Now, I realize that Bungie was trying something different with Destiny. I respect flawed but ambitious games. Games like Parasite Eve 2 number among my favourite games ever. I even respect Resident Evil 6, even though it was horrible, for trying something utterly new with the franchise. I don’t respect Destiny. There is a difference between doing and saying. Bungie said they were trying something unique and new. I see no evidence of that in the game. There isn’t some really interesting new component that just didn’t work right. Instead, what we have with Destiny is a frankenstein’s monster. Bungie cobbled together elements from a host of games, creating a hulking behemoth which is completely inferior to all its father parts. And, even so, all this could have been all right, but Bungie seemed to have not studied anatomy.
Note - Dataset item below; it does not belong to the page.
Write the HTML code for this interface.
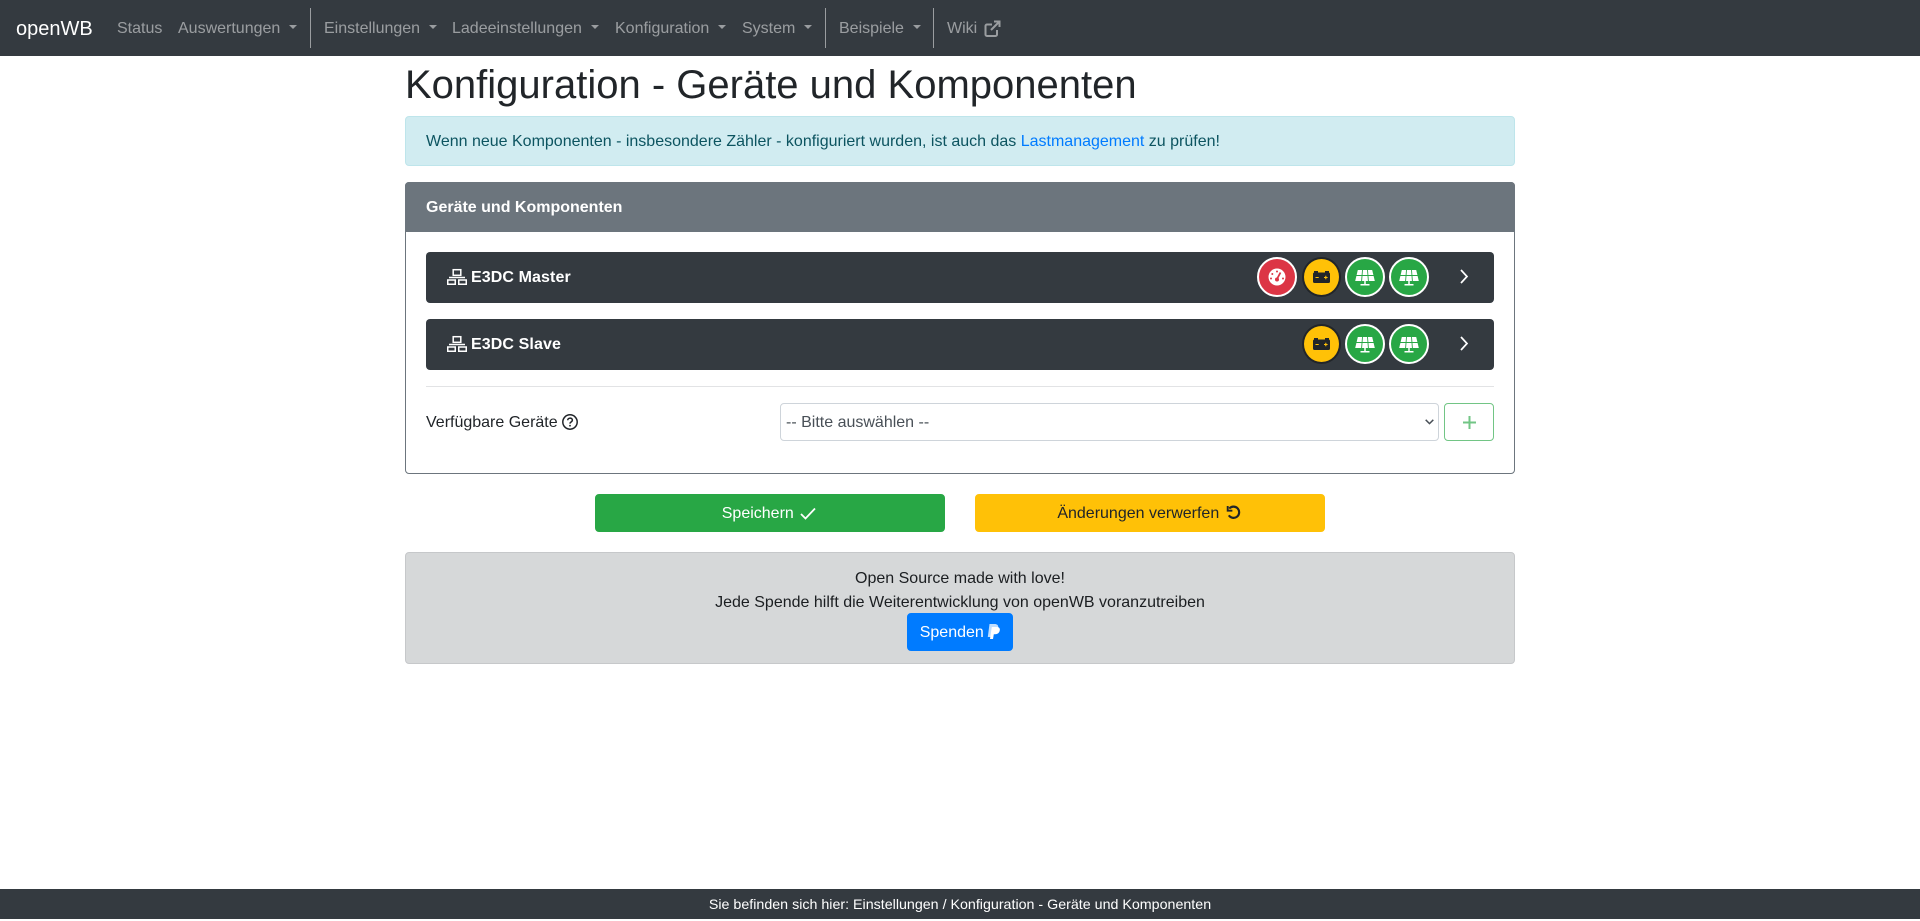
<!DOCTYPE html>
<html lang="de"><head><meta charset="utf-8"><title>openWB</title>
<style>
*{box-sizing:border-box}
html,body{margin:0;padding:0;width:1920px;height:919px;overflow:hidden;background:#fff;font-family:"Liberation Sans",sans-serif;font-size:16px;color:#212529;line-height:24px}
.a{position:absolute;white-space:nowrap}
nav{position:absolute;left:0;top:0;width:1920px;height:56px;background:#343a40}
.n{position:absolute;top:17px;color:rgba(255,255,255,.5);white-space:nowrap}
.n.d::after{content:"";display:inline-block;margin-left:9px;vertical-align:4px;border-top:4px solid;border-left:4px solid transparent;border-right:4px solid transparent}
.s{position:absolute;top:8px;height:40px;width:1px;background:rgba(255,255,255,.5)}
.btn{position:absolute;border-radius:4px;text-align:center;line-height:38px;height:38px;white-space:nowrap}
.it{position:absolute;left:426px;width:1068px;height:51px;background:#343a40;border-radius:4px}
.it b{position:absolute;left:45px;top:14px;color:#fff;font-weight:700;letter-spacing:.1px}
.c{position:absolute;width:40px;height:40px;border-radius:50%;top:5px}
.c svg{position:absolute;left:-2px;top:-2px}
.r{background:#dc3545;border:2px solid #fff}.y{background:#ffc107;border:2px solid #212529}.g{background:#28a745;border:2px solid #fff}
svg{display:block;overflow:visible}
</style></head><body>
<nav>
<div class="a" style="left:16px;top:16px;font-size:20px;line-height:26px;color:#fff">openWB</div>
<div class="n" style="left:117px">Status</div>
<div class="n d" style="left:178px">Auswertungen</div>
<div class="s" style="left:310px"></div>
<div class="n d" style="left:324px">Einstellungen</div>
<div class="n d" style="left:452px">Ladeeinstellungen</div>
<div class="n d" style="left:615px">Konfiguration</div>
<div class="n d" style="left:742px">System</div>
<div class="s" style="left:825px"></div>
<div class="n d" style="left:839px">Beispiele</div>
<div class="s" style="left:933px"></div>
<div class="n" style="left:947px">Wiki</div>
<svg class="a" style="left:983px;top:20px" width="18" height="17" viewBox="0 0 18 17" fill="none" stroke="rgba(255,255,255,.5)" stroke-width="2"><path d="M14 10V14.500a1.500 1.500 0 0 1-1.500 1.500H4A1.500 1.500 0 0 1 2.500 14.500V6A1.500 1.500 0 0 1 4 4.500h5"/><path d="M11 1.500h5.500V7M16 2l-8 8"/></svg>
</nav>

<h1 class="a" style="left:405px;top:61px;margin:0;font-size:40px;line-height:48px;font-weight:500;color:#212529">Konfiguration - Geräte und Komponenten</h1>

<div class="a" style="left:405px;top:116px;width:1110px;height:50px;background:#d1ecf1;border:1px solid #bee5eb;border-radius:4px;color:#0c5460;padding:13px 20px">Wenn neue Komponenten - insbesondere Zähler - konfiguriert wurden, ist auch das <span style="color:#007bff">Lastmanagement</span> zu prüfen!</div>

<div class="a" style="left:405px;top:182px;width:1110px;height:292px;border:1px solid #6c757d;border-radius:4px"></div>
<div class="a" style="left:405px;top:182px;width:1110px;height:50px;background:#6c757d;border-radius:4px 4px 0 0;color:#fff;font-weight:700;padding:14px 21px">Geräte und Komponenten</div>

<div class="it" style="top:252px">
<svg class="a" style="left:21px;top:17px" width="20" height="16" viewBox="0 0 20 16" fill="none" stroke="#fff" stroke-width="1.500"><rect x="6.200" y=".7" width="7.600" height="5.600"/><rect x=".75" y="11" width="7.500" height="4.250"/><rect x="11.750" y="11" width="7.500" height="4.250"/><path d="M2 8.500H18"/></svg>
<b>E3DC Master</b>
<div class="c r" style="left:831px"><svg width="40" height="40" viewBox="0 0 40 40"><circle cx="20" cy="20" r="8.500" fill="#fff"/><path d="M20 22l3.500-6.500" stroke="#dc3545" stroke-width="1.800"/><circle cx="20" cy="22.500" r="2" fill="#dc3545"/><circle cx="20" cy="14.500" r="1" fill="#dc3545"/><circle cx="15.300" cy="17" r="1" fill="#dc3545"/><circle cx="14" cy="21.500" r="1" fill="#dc3545"/><circle cx="26" cy="21.500" r="1" fill="#dc3545"/></svg></div>
<div class="c y" style="left:876px;width:39px"><svg width="39" height="40" viewBox="0 0 39 40"><rect x="12" y="14" width="4" height="2.500" fill="#212529"/><rect x="23" y="14" width="4" height="2.500" fill="#212529"/><rect x="11" y="15.500" width="17" height="10.500" rx="1.500" fill="#212529"/><path d="M13.500 20.500h3.200M22 20.500h3.600M23.800 18.700v3.600" stroke="#ffc107" stroke-width="1.100"/></svg></div>
<div class="c g" style="left:919px"><svg width="40" height="40" viewBox="0 0 40 40"><path d="M12.800 13h14.400l2.600 11h-19.600z" fill="#fff"/><path d="M17.500 13l-.9 11M22.500 13l.9 11M11.300 18.500h17.400" stroke="#28a745" stroke-width=".9"/><path d="M20 24v3.500M15.500 27.800h9" stroke="#fff" stroke-width="1.500"/></svg></div>
<div class="c g" style="left:963px"><svg width="40" height="40" viewBox="0 0 40 40"><path d="M12.800 13h14.400l2.600 11h-19.600z" fill="#fff"/><path d="M17.500 13l-.9 11M22.500 13l.9 11M11.300 18.500h17.400" stroke="#28a745" stroke-width=".9"/><path d="M20 24v3.500M15.500 27.800h9" stroke="#fff" stroke-width="1.500"/></svg></div>
<svg class="a" style="left:1034px;top:17px" width="8" height="15" viewBox="0 0 8 15" fill="none" stroke="#fff" stroke-width="1.700"><path d="M1 1l6 6.500-6 6.500"/></svg>
</div>

<div class="it" style="top:319px">
<svg class="a" style="left:21px;top:17px" width="20" height="16" viewBox="0 0 20 16" fill="none" stroke="#fff" stroke-width="1.500"><rect x="6.200" y=".7" width="7.600" height="5.600"/><rect x=".75" y="11" width="7.500" height="4.250"/><rect x="11.750" y="11" width="7.500" height="4.250"/><path d="M2 8.500H18"/></svg>
<b>E3DC Slave</b>
<div class="c y" style="left:876px;width:39px"><svg width="39" height="40" viewBox="0 0 39 40"><rect x="12" y="14" width="4" height="2.500" fill="#212529"/><rect x="23" y="14" width="4" height="2.500" fill="#212529"/><rect x="11" y="15.500" width="17" height="10.500" rx="1.500" fill="#212529"/><path d="M13.500 20.500h3.200M22 20.500h3.600M23.800 18.700v3.600" stroke="#ffc107" stroke-width="1.100"/></svg></div>
<div class="c g" style="left:919px"><svg width="40" height="40" viewBox="0 0 40 40"><path d="M12.800 13h14.400l2.600 11h-19.600z" fill="#fff"/><path d="M17.500 13l-.9 11M22.500 13l.9 11M11.300 18.500h17.400" stroke="#28a745" stroke-width=".9"/><path d="M20 24v3.500M15.500 27.800h9" stroke="#fff" stroke-width="1.500"/></svg></div>
<div class="c g" style="left:963px"><svg width="40" height="40" viewBox="0 0 40 40"><path d="M12.800 13h14.400l2.600 11h-19.600z" fill="#fff"/><path d="M17.500 13l-.9 11M22.500 13l.9 11M11.300 18.500h17.400" stroke="#28a745" stroke-width=".9"/><path d="M20 24v3.500M15.500 27.800h9" stroke="#fff" stroke-width="1.500"/></svg></div>
<svg class="a" style="left:1034px;top:17px" width="8" height="15" viewBox="0 0 8 15" fill="none" stroke="#fff" stroke-width="1.700"><path d="M1 1l6 6.500-6 6.500"/></svg>
</div>

<div class="a" style="left:426px;top:386px;width:1068px;height:1px;background:#e2e3e5"></div>
<div class="a" style="left:426px;top:411px">Verfügbare Geräte</div>
<svg class="a" style="left:562px;top:414px" width="16" height="16" viewBox="0 0 16 16" fill="none" stroke="#212529"><circle cx="8" cy="8" r="7.200" stroke-width="1.500"/><path d="M5.700 6.300c0-1.400 1.100-2.200 2.400-2.200s2.300.8 2.300 2c0 1.800-2.400 1.700-2.400 3.500" stroke-width="1.500"/><circle cx="8" cy="11.700" r=".9" fill="#212529" stroke="none"/></svg>

<div class="a" style="left:780px;top:403px;width:659px;height:38px;border:1px solid #ced4da;border-radius:4px;padding:7px 5px;color:#495057;background:#fff">-- Bitte auswählen --</div>
<svg class="a" style="left:1425px;top:419px" width="9" height="6" viewBox="0 0 9 6" fill="none" stroke="#495057" stroke-width="1.500"><path d="M.7.8l3.800 3.800L8.300.8"/></svg>
<div class="a" style="left:1444px;top:403px;width:50px;height:38px;border:1px solid #28a745;opacity:.65;border-radius:4px"><svg class="a" style="left:17.500px;top:11.500px" width="13" height="13" viewBox="0 0 13 13" stroke="#28a745" stroke-width="2"><path d="M6.500 0v13M0 6.500h13"/></svg></div>

<div class="btn" style="left:595px;top:494px;width:350px;background:#28a745;border:1px solid #28a745;color:#fff;padding-right:2px">Speichern <svg style="display:inline-block;vertical-align:-2px;margin-left:2px" width="16" height="13" viewBox="0 0 16 13" fill="none" stroke="#fff" stroke-width="1.800"><path d="M1 7l4.500 4.500L15 1.500"/></svg></div>
<div class="btn" style="left:975px;top:494px;width:350px;background:#ffc107;border:1px solid #ffc107;color:#212529;padding-right:2px">Änderungen verwerfen <svg style="display:inline-block;vertical-align:-2px;margin-left:2px" width="15" height="15" viewBox="0 0 16 15" fill="none" stroke="#212529" stroke-width="2.300"><path d="M3.500 3.300A6 6 0 1 1 3 10.500"/><path d="M1.800 .5v5h5" stroke-width="2"/></svg></div>

<div class="a" style="left:405px;top:552px;width:1110px;height:112px;background:#d6d8d9;border:1px solid #c6c8ca;border-radius:4px"></div>
<div class="a" style="left:405px;top:567px;width:1110px;text-align:center;color:#1b1e21">Open Source made with love!</div>
<div class="a" style="left:405px;top:591px;width:1110px;text-align:center;color:#1b1e21">Jede Spende hilft die Weiterentwicklung von openWB voranzutreiben</div>
<div class="btn" style="left:907px;top:613px;width:106px;background:#007bff;border:1px solid #007bff;color:#fff">Spenden <svg style="display:inline-block;vertical-align:-2px;margin-left:-1px" width="13" height="15" viewBox="0 0 13 15" fill="#fff"><path d="M2.500 0h5.300C10 0 11.500 1.300 11.200 3.400 10.800 6 9 7.500 6.500 7.500H4.800L3.900 13H0.800z" opacity=".75"/><path d="M4.800 3h5c2 0 3.400 1.100 3 3.300-.4 2.600-2.200 4-4.600 4H6.800L6 15H3z"/></svg></div>

<div class="a" style="left:0;top:889px;width:1920px;height:30px;background:#343a40;color:#fff;text-align:center;font-size:14.25px;line-height:32px">Sie befinden sich hier: Einstellungen / Konfiguration - Geräte und Komponenten</div>
</body></html>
The same way the leg bone doesn’t connect to the neck bone, poor weapon variety doesn’t work well with shoot and loot style games.
There’s more to say, but I think I’ve made may point. Destiny is not, I repeat, is NOT a bad game. But it isn’t a great game either. This is the tragic part. There will be many people who have lots of fun with the game, which is great, but that doesn’t mean the game isn’t full of really awful design flaws, ones you wouldn’t expect from a veteran developer. I’m still enjoying Destiny for what it is, but I can’t help but feel that the entire development lacked a cohesive vision. None of the parts fit, and nothing complements one another. More troubling, the world is devoid of things to do. Why make an MMO-style end game, and make it so easy to get to, when there is so little end-game content? Destiny may indeed be salvaged after multiple expansions and patches. Many have said this fact. What I say in return is that no developer, especially one of Bungie’s stature, should have let the game go out in its current state. It is unacceptable to say that it can all be fixed later down the road by charging people for the content that should have been in the game in the first place. Am I being harsh? Yes. That’s the point of being critical. And Destiny wouldn’t inspire such criticism if it weren’t so hyped. As I said at the beginning – hype is a destructive force.